Sliced pears on the dehydrator tray.
  1. Instant oatmeal — I mix it with some regular oatmeal to give it a little extra texture.
  2. Couscous — Very inexpensive, and a few cups dry (enough for a couple of meals) vacuum seals down to a pretty small size and calorie dense.
  3. Dried cranberries, papaya, pineapple, and raisins — You know, there’s only so much dehydrating you can do at home. Found these on sale and saved some money buying them in bulk.
  4. Vegetable soup mix — A prepared vegetable soup in bulk with all sorts of things in it, plus a soup base. In addition to just having some soup, it’ll be a great addition to couscous, rice, mashed potatoes, ramen, or pasta for a little extra flavor.
  5. Powdered Milk — Technically not in the bulk food section, I bought a large can of Nido instant milk. It’s whole milk instead of the lowfat milk you usually get, and is actually quite good on its own. I’ll use this for coffee, hot chocolate, mashed potatoes, alfredo sauce packets, mac and cheese, granola, or pretty much anything that needs a little extra creaminess and some extra calories and protein.
Dry foods vacuum sealed and labelled.

Now that it’s packaged, I need to work on getting it into resupply boxes to send to myself. I think I may have already gone overboard, but the goal is to get at least 6 resupply boxes ready, and email my trail boss a couple of weeks in advance when I need one sent ahead. More on resupply boxes later!

4 thoughts on “Food on the Trail

    1. Haha unfortunately not. However there are a number of breweries along the trail that I hope to check out! For weight reasons, whiskey has more pop/oz if you have to carry it.

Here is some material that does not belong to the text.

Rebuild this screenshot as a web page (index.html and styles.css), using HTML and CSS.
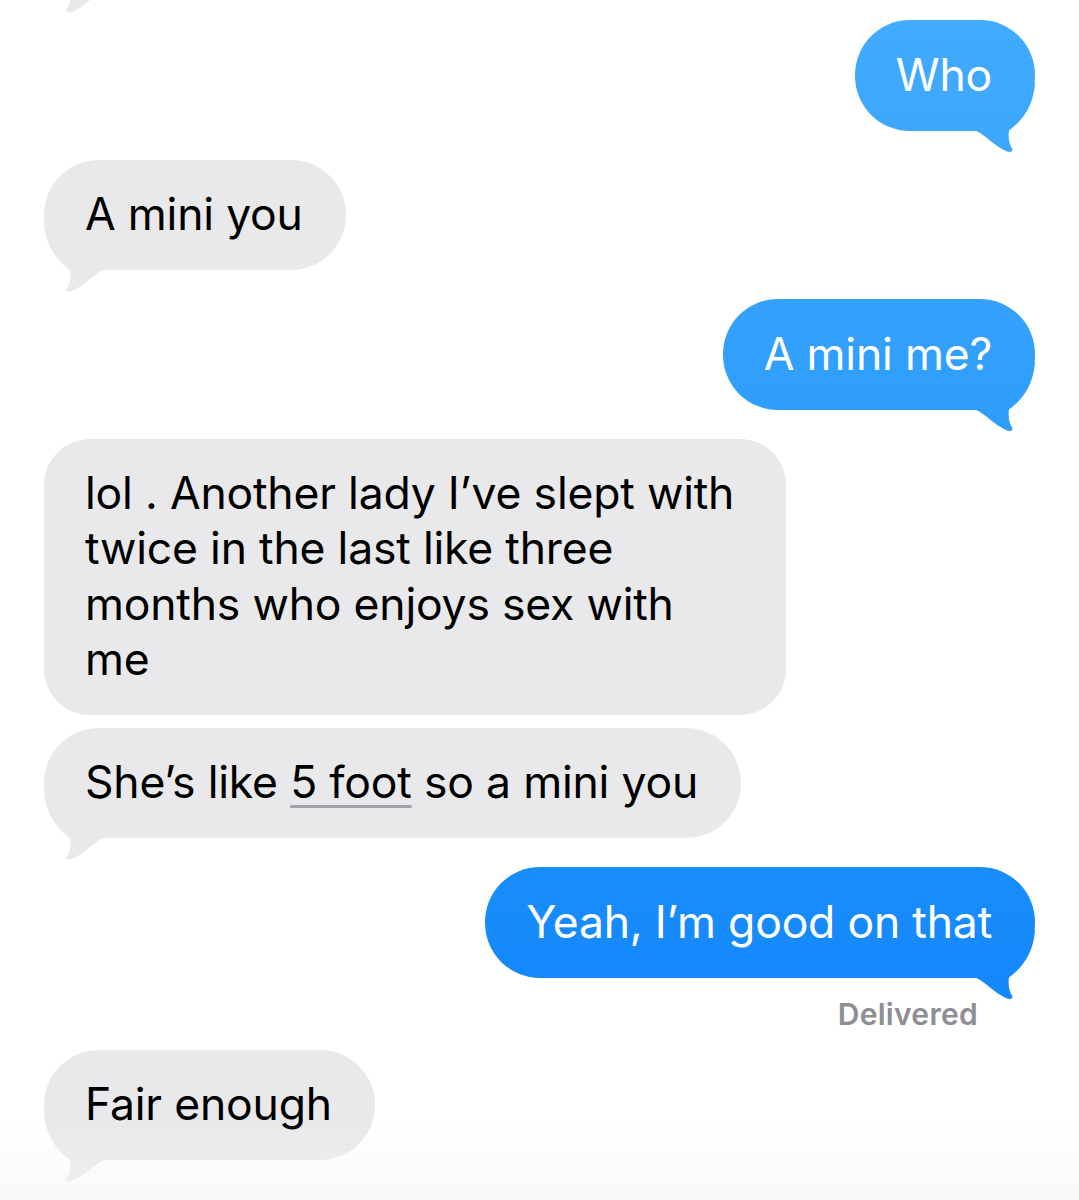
FILE: index.html
```html
<!DOCTYPE html>
<html lang="en">
<head>
    <meta charset="UTF-8">
    <meta name="viewport" content="width=device-width, initial-scale=1.0">
    <title>Messages</title>
    <link rel="stylesheet" href="styles.css">
</head>
<body>
    <div class="thread">
        <!-- tail of the message above, scrolled out of view -->
        <div class="row in cut">
            <div class="bubble gray earlier"><span class="tail"></span></div>
        </div>

        <div class="row out">
            <div class="bubble blue">Who<span class="tail"></span></div>
        </div>

        <div class="row in">
            <div class="bubble gray">A mini you<span class="tail"></span></div>
        </div>

        <div class="row out">
            <div class="bubble blue">A mini me?<span class="tail"></span></div>
        </div>

        <div class="row in">
            <div class="bubble gray wide">lol . Another lady I’ve slept with twice in the last like three months who enjoys sex with me</div>
        </div>
        <div class="row in grouped">
            <div class="bubble gray">She’s like <span class="link">5 foot</span> so a mini you<span class="tail"></span></div>
        </div>

        <div class="row out">
            <div class="bubble blue">Yeah, I’m good on that<span class="tail"></span></div>
        </div>
        <div class="status">Delivered</div>

        <div class="row in last">
            <div class="bubble gray">Fair enough<span class="tail"></span></div>
        </div>
    </div>
    <div class="bottom-fade"></div>
</body>
</html>
```

FILE: styles.css
```css
body {
    margin: 0;
    background-color: #ffffff;
    font-family: Inter, "Noto Sans", "Liberation Sans", sans-serif;
    height: 1200px;
    overflow: hidden;
}

.thread {
    display: flex;
    flex-direction: column;
    padding: 0 44px;
}

.row {
    display: flex;
    margin-top: 29px;
}

.row.in {
    justify-content: flex-start;
}

.row.out {
    justify-content: flex-end;
}

.row.cut {
    margin-top: -119px;
}

.row.grouped {
    margin-top: 13px;
}

.row.last {
    margin-top: 18px;
}

.bubble {
    position: relative;
    isolation: isolate;
    padding: 27.5px 43px 27.5px 41px;
    border-radius: 55px;
    font-size: 44.5px;
    line-height: 55.5px;
    letter-spacing: -0.2px;
}

.bubble.gray {
    background-color: #e9e9eb;
    color: #000000;
}

.bubble.blue {
    background: linear-gradient(to bottom, #42acfd 0px, #0a81fb 1200px) fixed;
    color: #ffffff;
}

.bubble.wide {
    box-sizing: border-box;
    width: 742px;
    padding-top: 27px;
    padding-bottom: 27px;
    border-radius: 46px;
}

.earlier {
    width: 228px;
    height: 110px;
    padding: 0;
}

/* the little curl under the last bubble of a group */
.tail {
    position: absolute;
    z-index: -1;
    bottom: -22px;
    width: 70px;
    height: 70px;
}

.gray .tail {
    left: 0;
    background-color: #e9e9eb;
    clip-path: path('M0 0 C1 22, 12 38, 26 48 C27 54, 26 62, 23 66 C21 69, 25 70, 28 69 C40 64, 50 52, 60 48 L60 0 Z');
}

.blue .tail {
    right: 0;
    background: linear-gradient(to bottom, #42acfd 0px, #0a81fb 1200px) fixed;
    clip-path: path('M70 0 C69 22, 58 38, 44 48 C43 54, 44 62, 47 66 C49 69, 45 70, 42 69 C30 64, 20 52, 10 48 L10 0 Z');
}

.link {
    text-decoration: underline;
    text-decoration-color: #a3a3a8;
    text-decoration-thickness: 3px;
    text-underline-offset: 7px;
}

.status {
    align-self: flex-end;
    margin: 18px 57px 0 0;
    font-size: 30px;
    line-height: 36px;
    font-weight: 600;
    letter-spacing: 0.3px;
    color: #8e8e93;
}

.bottom-fade {
    position: fixed;
    left: 0;
    right: 0;
    bottom: 0;
    height: 80px;
    background: linear-gradient(to bottom, rgba(246, 246, 246, 0), rgba(244, 244, 244, 0.55));
    pointer-events: none;
}
```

    1. I plan to pack 4-5 days of food for the initial hike from Amicalola Falls (the approach trail to Springer Mountain, the official southern terminus) to Neel Gap which is the first significant resupply point. Much of what I get will be from grocery stores, outfitters, and even gas stations (when necessary) along the trail. I’ll hope to only need to send myself resupply boxes for places that are particularly difficult to resupply at. The first will likely go the village at Fontana Dam, right before entering the Smokeys.